In election matters, undue influence is any force, violence, or restraint, or the infliction, or threat to inflict, any injury, or the practice of any intimidation, in order to induce any person to vote, or refrain from voting, or on account of his having done so. See Chitty's Statutes, tit. 'Parliament.'
The definition of 'undue influence' is widely worded and covers all kinds of fraudulent acts or omissions which in any way, directly or indirectly, interfere with the free exercise of any electoral right, and it is also true that the definition extends not only to actual interference but even to an attempt to interference, Shiv Kirpal Singh v. V.V. Giri, AIR 1970 SC 2097 (2114): (1970) 2 SCC 567: (1971) 2 SCR 197.

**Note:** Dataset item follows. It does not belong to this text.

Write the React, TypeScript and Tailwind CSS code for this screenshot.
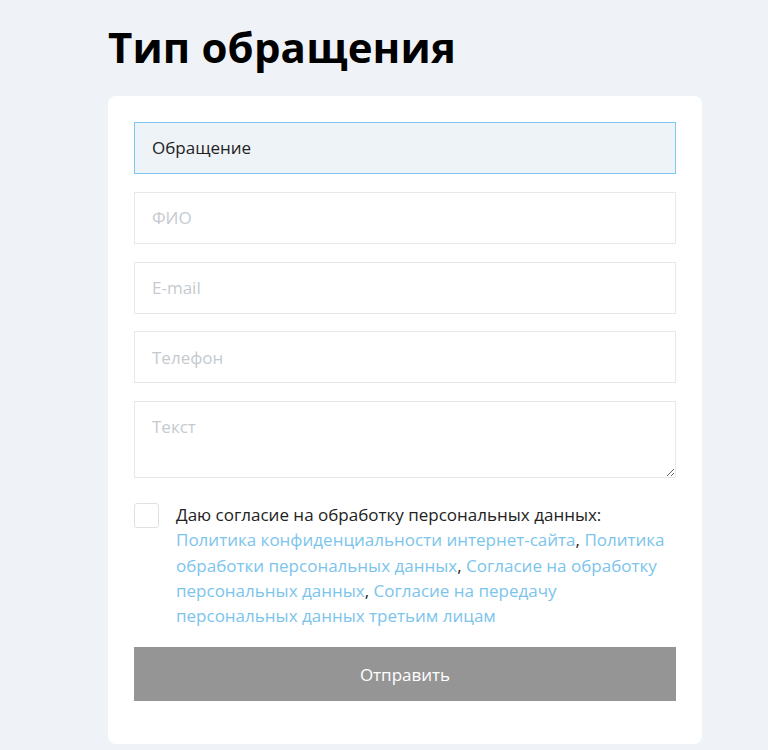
import React from "react";

export default function App() {
  const inputCls =
    "block w-full h-[52px] border border-[#e6e8ea] bg-white px-[17px] text-[17px] text-[#222] placeholder:text-[#c5cacf] outline-none";
  return (
    <div
      className="min-h-[750px] w-full bg-[#eff3f8] pl-[108px]"
      style={{ fontFamily: '"Open Sans", "Noto Sans", sans-serif' }}
    >
      <h1 className="pt-[18px] text-[42px] font-bold leading-[58px] text-black tracking-[0.15px]">
        Тип обращения
      </h1>
      <div className="mt-[20px] w-[594px] rounded-[8px] bg-white px-[26px] pb-[43px] pt-[26px]">
        <div className="flex flex-col gap-[17.75px]">
          <div className="flex h-[52px] items-center border border-[#7dc8ef] bg-[#eef3f8] px-[17px] text-[17px] text-[#222]">
            Обращение
          </div>
          <input className={inputCls} placeholder="ФИО" />
          <input className={inputCls} placeholder="E-mail" />
          <input className={inputCls} placeholder="Телефон" />
          <textarea
            className="block h-[77px] w-full border border-[#e6e8ea] bg-white px-[17px] pt-[12px] text-[17px] text-[#222] placeholder:text-[#c5cacf] outline-none"
            placeholder="Текст"
          />
        </div>
        <div className="mt-[24px] flex">
          <div className="mt-[1px] h-[25px] w-[25px] shrink-0 rounded-[3px] border border-[#dfe2e5] bg-white" />
          <div className="ml-[17px] text-[17px] leading-[25.3px] text-[#222]">
            <div>Даю согласие на обработку персональных данных:</div>
            <div>
              <span className="text-[#7cc4ec]">Политика конфиденциальности интернет-сайта</span>,{" "}
              <span className="text-[#7cc4ec]">Политика обработки персональных данных</span>,{" "}
              <span className="text-[#7cc4ec]">Согласие на обработку персональных данных</span>,{" "}
              <span className="text-[#7cc4ec]">Согласие на передачу персональных данных третьим лицам</span>
            </div>
          </div>
        </div>
        <button className="mt-[19px] flex h-[54px] w-full items-center justify-center bg-[#959595] text-[17px] text-white">
          Отправить
        </button>
      </div>
    </div>
  );
}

It is elementary law that is not every influence which is brought to bear on a testator that can be characterised as 'undue'. It is open to a person to plead his case before the testator and to persuade him to make a disposition in his favour. And if the testator retains his mental capacity, and there is no element of fraud or coercion-it has often been observed that undue influence may in the last analysis be brought under one or the other of these two categories-the will cannot be attacked on the ground of undue influence, Naresh Charan Das Gupta v. Paresh Charan Das Gupta, AIR 1955 SC 363: (1955) 1 SCR 1035. [Succession Act, 1925, s. 61]
The improper use of power or trust in a way that deprives a person of free will and substitutes another's objective, Black's Law Dictionary, 7th Edn., p. 1529.
Undue Influence, exerted by way of pressure on a person not capable of resisting it, in order to benefit the person exercising the pressure, Poosathurai v. Kannappa, (1920) ILR 43 Mad 546; Niki v. Kirpa, AIR 1989 HP 51.
Means (1) A contract is said to be induced by 'undue influence'. Where the relations subsisting between the parties are such that one of the parties is in a position to dominate the Will of the other and uses that position to obtain an unfair advantage over the other.
(2) In particular and without prejudice to the generality of the foregoing principal, a person is deemed to be in a position to dominate the Will of another-
(a) Where he holds a real or apparent authority over the other, or where he stands in fiduciary relation to the other; or
(b) Where he makes a contract with a person whose mental capacity is temporarily or permanently affected by reason of age, illness, or mental or bodily distress.
(3) Where a person who is in a position to dominate the Will of another 'enters, into a contract with him, and the transaction appears, on the face of it or on the evidence adduced, to be unconscionable the burden of proving that such contract was not induced by undue influence shall lie upon the person in a position to dominate the Will of the other, See Contract Act, 1872, s. 16.